### [Problem details]
Transcribe the lines below verbatim, skipping the images.

### [Given data]

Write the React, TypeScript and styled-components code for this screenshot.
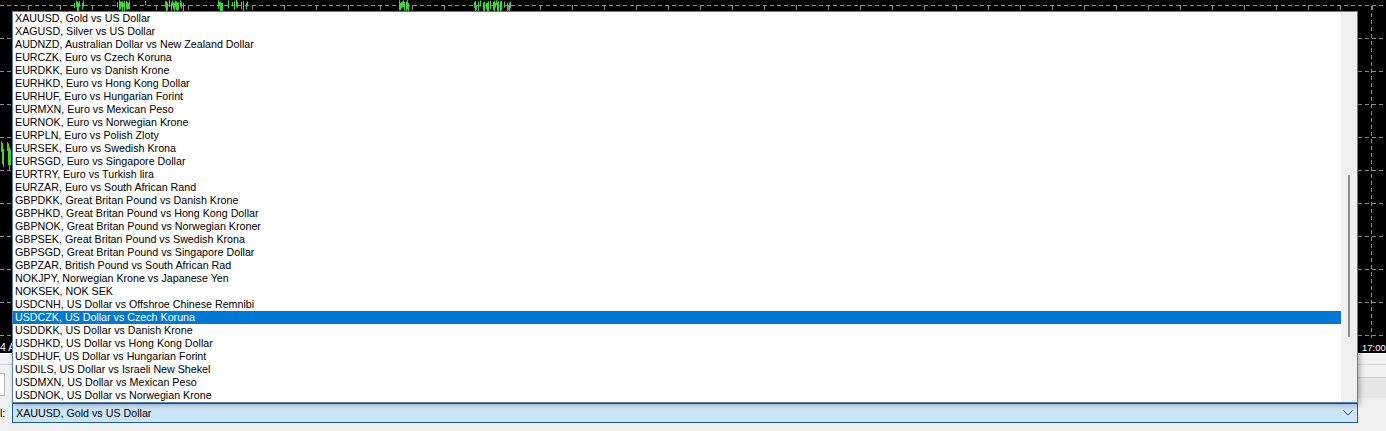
import React from "react";
import styled, { createGlobalStyle } from "styled-components";

const GlobalStyle = createGlobalStyle`
  html, body { margin: 0; padding: 0; background: #f0f0f0; }
  #root { width: 1386px; height: 431px; overflow: hidden; }
`;

const items = [
  "XAUUSD, Gold vs US Dollar",
  "XAGUSD, Silver vs US Dollar",
  "AUDNZD, Australian Dollar vs New Zealand Dollar",
  "EURCZK, Euro vs Czech Koruna",
  "EURDKK, Euro vs Danish Krone",
  "EURHKD, Euro vs Hong Kong Dollar",
  "EURHUF, Euro vs Hungarian Forint",
  "EURMXN, Euro vs Mexican Peso",
  "EURNOK, Euro vs Norwegian Krone",
  "EURPLN, Euro vs Polish Zloty",
  "EURSEK, Euro vs Swedish Krona",
  "EURSGD, Euro vs Singapore Dollar",
  "EURTRY, Euro vs Turkish lira",
  "EURZAR, Euro vs South African Rand",
  "GBPDKK, Great Britan Pound vs Danish Krone",
  "GBPHKD, Great Britan Pound vs Hong Kong Dollar",
  "GBPNOK, Great Britan Pound vs Norwegian Kroner",
  "GBPSEK, Great Britan Pound vs Swedish Krona",
  "GBPSGD, Great Britan Pound vs Singapore Dollar",
  "GBPZAR, British Pound vs South African Rad",
  "NOKJPY, Norwegian Krone vs Japanese Yen",
  "NOKSEK, NOK SEK",
  "USDCNH, US Dollar vs Offshroe Chinese Remnibi",
  "USDCZK, US Dollar vs Czech Koruna",
  "USDDKK, US Dollar vs Danish Krone",
  "USDHKD, US Dollar vs Hong Kong Dollar",
  "USDHUF, US Dollar vs Hungarian Forint",
  "USDILS, US Dollar vs Israeli New Shekel",
  "USDMXN, US Dollar vs Mexican Peso",
  "USDNOK, US Dollar vs Norwegian Krone",
];

const Screen = styled.div`
  position: relative;
  width: 1386px;
  height: 431px;
  overflow: hidden;
  display: flex;
  flex-direction: column;
  font-family: "Liberation Sans", Arial, sans-serif;
  font-size: 10.7px;
  color: #000;
`;

const Chart = styled.div`
  flex: none;
  height: 353px;
  background: #000;
  & > svg { display: block; }
`;

const Panel = styled.div`
  flex: 1;
  background: #f0f0f0;
  display: flex;
  flex-direction: column;
`;

const TopStrip = styled.div`
  height: 12px;
  border-top: 1px solid #ffffff;
  border-bottom: 1px solid #d4d4d4;
  box-sizing: border-box;
`;

const ToolRow = styled.div`
  margin-top: 8px;
  height: 23px;
  display: flex;
  justify-content: space-between;
  align-items: stretch;
`;

const StubInput = styled.div`
  width: 5px;
  background: #fff;
  border: 1px solid #b5b5b5;
  border-left: none;
  box-sizing: border-box;
`;

const StubBox = styled.div`
  width: 29px;
  margin-top: 4px;
  height: 21px;
  background: #e6e6e6;
  border-top: 1px solid #d0d0d0;
  box-sizing: border-box;
`;

const ComboRow = styled.div`
  margin-top: 7px;
  height: 20px;
  display: flex;
  align-items: stretch;
`;

const Label = styled.div`
  width: 12px;
  display: flex;
  align-items: center;
`;

const Combo = styled.div`
  width: 1346px;
  box-sizing: border-box;
  background: #cce4f7;
  border: 1px solid #1b5e9c;
  display: flex;
  align-items: center;
  justify-content: space-between;
  padding: 0 4px 0 3px;
`;

const DropList = styled.div`
  position: absolute;
  left: 12px;
  top: 11px;
  width: 1346px;
  height: 392px;
  box-sizing: border-box;
  background: #fff;
  border: 1px solid #4f7fb0;
  box-shadow: 2px 2px 5px rgba(0, 0, 0, 0.28);
  display: flex;
`;

const Rows = styled.div`
  flex: 1;
  display: flex;
  flex-direction: column;
`;

const Row = styled.div<{ $selected?: boolean }>`
  height: 13px;
  line-height: 13px;
  padding-left: 2px;
  white-space: nowrap;
  background: ${(p) => (p.$selected ? "#0078d7" : "transparent")};
  color: ${(p) => (p.$selected ? "#fff" : "#000")};
`;

const ScrollTrack = styled.div`
  width: 16px;
  background: #f0f0f0;
  display: flex;
  justify-content: center;
  padding-top: 163px;
  box-sizing: border-box;
`;

const Thumb = styled.div`
  width: 2px;
  height: 162px;
  background: #8b8b8b;
  border-radius: 1px;
`;

function seeded(n: number) {
  const x = Math.sin(n * 12.9898) * 43758.5453;
  return x - Math.floor(x);
}

const greenRanges: [number, number][] = [
  [74, 83],
  [117, 129],
  [143, 146],
  [164, 186],
  [217, 249],
  [398, 408],
  [474, 510],
];

function ChartDrawing() {
  const hLines: number[] = [];
  for (let y = 38; y <= 336; y += 33) hLines.push(y);
  const ticks: number[] = [];
  for (let x = 28; x < 1386; x += 32) ticks.push(x);
  const bars: React.ReactNode[] = [];
  let k = 0;
  greenRanges.forEach(([a, b]) => {
    for (let x = a; x <= b; x += 1) {
      k++;
      const r = seeded(k);
      if (r < 0.35) continue;
      const y1 = seeded(k + 100) * 3;
      const h = 4 + seeded(k + 200) * 7;
      bars.push(<line key={`g${k}`} x1={x + 0.5} x2={x + 0.5} y1={y1} y2={y1 + h} stroke="#3ad83a" strokeWidth={1} />);
    }
  });
  for (let i = 0; i < 10; i++) {
    const x = 1 + i;
    if (seeded(i + 500) < 0.3) continue;
    const y1 = 140 + seeded(i + 300) * 10;
    const h = 8 + seeded(i + 400) * 18;
    bars.push(<line key={`l${i}`} x1={x + 0.5} x2={x + 0.5} y1={y1} y2={y1 + h} stroke="#3ad83a" strokeWidth={1} />);
  }
  return (
    <svg width={1386} height={353} viewBox="0 0 1386 353">
      <line x1={0} x2={1386} y1={5.5} y2={5.5} stroke="#8c8c8c" strokeDasharray="4 3" />
      {ticks.map((x) => (
        <line key={`t${x}`} x1={x + 0.5} x2={x + 0.5} y1={5} y2={10} stroke="#8c8c8c" />
      ))}
      {hLines.map((y) => (
        <line key={`h${y}`} x1={0} x2={1386} y1={y + 0.5} y2={y + 0.5} stroke="#8c8c8c" strokeDasharray="4 3" />
      ))}
      <line x1={1371.5} x2={1371.5} y1={6} y2={338} stroke="#8c8c8c" strokeDasharray="4 3" />
      {bars}
      <text x={0} y={351} fill="#fff" fontSize={10.5} fontFamily="Liberation Sans, Arial, sans-serif">4 A</text>
      <text x={1362} y={351} fill="#fff" fontSize={9.5} fontFamily="Liberation Sans, Arial, sans-serif">17:00</text>
    </svg>
  );
}

function Chevron() {
  return (
    <svg width="10" height="6" viewBox="0 0 10 6">
      <path d="M0.5 0.5 L5 5 L9.5 0.5" fill="none" stroke="#444" strokeWidth="1" />
    </svg>
  );
}

export default function App() {
  return (
    <>
      <GlobalStyle />
      <Screen>
        <Chart>
          <ChartDrawing />
        </Chart>
        <Panel>
          <TopStrip />
          <ToolRow>
            <StubInput />
            <StubBox />
          </ToolRow>
          <ComboRow>
            <Label>l:</Label>
            <Combo>
              <span>XAUUSD, Gold vs US Dollar</span>
              <Chevron />
            </Combo>
          </ComboRow>
        </Panel>
        <DropList>
          <Rows>
            {items.map((t, i) => (
              <Row key={t} $selected={i === 23}>
                {t}
              </Row>
            ))}
          </Rows>
          <ScrollTrack>
            <Thumb />
          </ScrollTrack>
        </DropList>
      </Screen>
    </>
  );
}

### [Task result]
Write the React, TypeScript and styled-components code for this screenshot.
import React from "react";
import styled, { createGlobalStyle } from "styled-components";

const GlobalStyle = createGlobalStyle`
  html, body { margin: 0; padding: 0; background: #f0f0f0; }
  #root { width: 1386px; height: 431px; overflow: hidden; }
`;

const items = [
  "XAUUSD, Gold vs US Dollar",
  "XAGUSD, Silver vs US Dollar",
  "AUDNZD, Australian Dollar vs New Zealand Dollar",
  "EURCZK, Euro vs Czech Koruna",
  "EURDKK, Euro vs Danish Krone",
  "EURHKD, Euro vs Hong Kong Dollar",
  "EURHUF, Euro vs Hungarian Forint",
  "EURMXN, Euro vs Mexican Peso",
  "EURNOK, Euro vs Norwegian Krone",
  "EURPLN, Euro vs Polish Zloty",
  "EURSEK, Euro vs Swedish Krona",
  "EURSGD, Euro vs Singapore Dollar",
  "EURTRY, Euro vs Turkish lira",
  "EURZAR, Euro vs South African Rand",
  "GBPDKK, Great Britan Pound vs Danish Krone",
  "GBPHKD, Great Britan Pound vs Hong Kong Dollar",
  "GBPNOK, Great Britan Pound vs Norwegian Kroner",
  "GBPSEK, Great Britan Pound vs Swedish Krona",
  "GBPSGD, Great Britan Pound vs Singapore Dollar",
  "GBPZAR, British Pound vs South African Rad",
  "NOKJPY, Norwegian Krone vs Japanese Yen",
  "NOKSEK, NOK SEK",
  "USDCNH, US Dollar vs Offshroe Chinese Remnibi",
  "USDCZK, US Dollar vs Czech Koruna",
  "USDDKK, US Dollar vs Danish Krone",
  "USDHKD, US Dollar vs Hong Kong Dollar",
  "USDHUF, US Dollar vs Hungarian Forint",
  "USDILS, US Dollar vs Israeli New Shekel",
  "USDMXN, US Dollar vs Mexican Peso",
  "USDNOK, US Dollar vs Norwegian Krone",
];

const Screen = styled.div`
  position: relative;
  width: 1386px;
  height: 431px;
  overflow: hidden;
  display: flex;
  flex-direction: column;
  font-family: "Liberation Sans", Arial, sans-serif;
  font-size: 10.7px;
  color: #000;
`;

const Chart = styled.div`
  flex: none;
  height: 353px;
  background: #000;
  & > svg { display: block; }
`;

const Panel = styled.div`
  flex: 1;
  background: #f0f0f0;
  display: flex;
  flex-direction: column;
`;

const TopStrip = styled.div`
  height: 12px;
  border-top: 1px solid #ffffff;
  border-bottom: 1px solid #d4d4d4;
  box-sizing: border-box;
`;

const ToolRow = styled.div`
  margin-top: 8px;
  height: 23px;
  display: flex;
  justify-content: space-between;
  align-items: stretch;
`;

const StubInput = styled.div`
  width: 5px;
  background: #fff;
  border: 1px solid #b5b5b5;
  border-left: none;
  box-sizing: border-box;
`;

const StubBox = styled.div`
  width: 29px;
  margin-top: 4px;
  height: 21px;
  background: #e6e6e6;
  border-top: 1px solid #d0d0d0;
  box-sizing: border-box;
`;

const ComboRow = styled.div`
  margin-top: 7px;
  height: 20px;
  display: flex;
  align-items: stretch;
`;

const Label = styled.div`
  width: 12px;
  display: flex;
  align-items: center;
`;

const Combo = styled.div`
  width: 1346px;
  box-sizing: border-box;
  background: #cce4f7;
  border: 1px solid #1b5e9c;
  display: flex;
  align-items: center;
  justify-content: space-between;
  padding: 0 4px 0 3px;
`;

const DropList = styled.div`
  position: absolute;
  left: 12px;
  top: 11px;
  width: 1346px;
  height: 392px;
  box-sizing: border-box;
  background: #fff;
  border: 1px solid #4f7fb0;
  box-shadow: 2px 2px 5px rgba(0, 0, 0, 0.28);
  display: flex;
`;

const Rows = styled.div`
  flex: 1;
  display: flex;
  flex-direction: column;
`;

const Row = styled.div<{ $selected?: boolean }>`
  height: 13px;
  line-height: 13px;
  padding-left: 2px;
  white-space: nowrap;
  background: ${(p) => (p.$selected ? "#0078d7" : "transparent")};
  color: ${(p) => (p.$selected ? "#fff" : "#000")};
`;

const ScrollTrack = styled.div`
  width: 16px;
  background: #f0f0f0;
  display: flex;
  justify-content: center;
  padding-top: 163px;
  box-sizing: border-box;
`;

const Thumb = styled.div`
  width: 2px;
  height: 162px;
  background: #8b8b8b;
  border-radius: 1px;
`;

function seeded(n: number) {
  const x = Math.sin(n * 12.9898) * 43758.5453;
  return x - Math.floor(x);
}

const greenRanges: [number, number][] = [
  [74, 83],
  [117, 129],
  [143, 146],
  [164, 186],
  [217, 249],
  [398, 408],
  [474, 510],
];

function ChartDrawing() {
  const hLines: number[] = [];
  for (let y = 38; y <= 336; y += 33) hLines.push(y);
  const ticks: number[] = [];
  for (let x = 28; x < 1386; x += 32) ticks.push(x);
  const bars: React.ReactNode[] = [];
  let k = 0;
  greenRanges.forEach(([a, b]) => {
    for (let x = a; x <= b; x += 1) {
      k++;
      const r = seeded(k);
      if (r < 0.35) continue;
      const y1 = seeded(k + 100) * 3;
      const h = 4 + seeded(k + 200) * 7;
      bars.push(<line key={`g${k}`} x1={x + 0.5} x2={x + 0.5} y1={y1} y2={y1 + h} stroke="#3ad83a" strokeWidth={1} />);
    }
  });
  for (let i = 0; i < 10; i++) {
    const x = 1 + i;
    if (seeded(i + 500) < 0.3) continue;
    const y1 = 140 + seeded(i + 300) * 10;
    const h = 8 + seeded(i + 400) * 18;
    bars.push(<line key={`l${i}`} x1={x + 0.5} x2={x + 0.5} y1={y1} y2={y1 + h} stroke="#3ad83a" strokeWidth={1} />);
  }
  return (
    <svg width={1386} height={353} viewBox="0 0 1386 353">
      <line x1={0} x2={1386} y1={5.5} y2={5.5} stroke="#8c8c8c" strokeDasharray="4 3" />
      {ticks.map((x) => (
        <line key={`t${x}`} x1={x + 0.5} x2={x + 0.5} y1={5} y2={10} stroke="#8c8c8c" />
      ))}
      {hLines.map((y) => (
        <line key={`h${y}`} x1={0} x2={1386} y1={y + 0.5} y2={y + 0.5} stroke="#8c8c8c" strokeDasharray="4 3" />
      ))}
      <line x1={1371.5} x2={1371.5} y1={6} y2={338} stroke="#8c8c8c" strokeDasharray="4 3" />
      {bars}
      <text x={0} y={351} fill="#fff" fontSize={10.5} fontFamily="Liberation Sans, Arial, sans-serif">4 A</text>
      <text x={1362} y={351} fill="#fff" fontSize={9.5} fontFamily="Liberation Sans, Arial, sans-serif">17:00</text>
    </svg>
  );
}

function Chevron() {
  return (
    <svg width="10" height="6" viewBox="0 0 10 6">
      <path d="M0.5 0.5 L5 5 L9.5 0.5" fill="none" stroke="#444" strokeWidth="1" />
    </svg>
  );
}

export default function App() {
  return (
    <>
      <GlobalStyle />
      <Screen>
        <Chart>
          <ChartDrawing />
        </Chart>
        <Panel>
          <TopStrip />
          <ToolRow>
            <StubInput />
            <StubBox />
          </ToolRow>
          <ComboRow>
            <Label>l:</Label>
            <Combo>
              <span>XAUUSD, Gold vs US Dollar</span>
              <Chevron />
            </Combo>
          </ComboRow>
        </Panel>
        <DropList>
          <Rows>
            {items.map((t, i) => (
              <Row key={t} $selected={i === 23}>
                {t}
              </Row>
            ))}
          </Rows>
          <ScrollTrack>
            <Thumb />
          </ScrollTrack>
        </DropList>
      </Screen>
    </>
  );
}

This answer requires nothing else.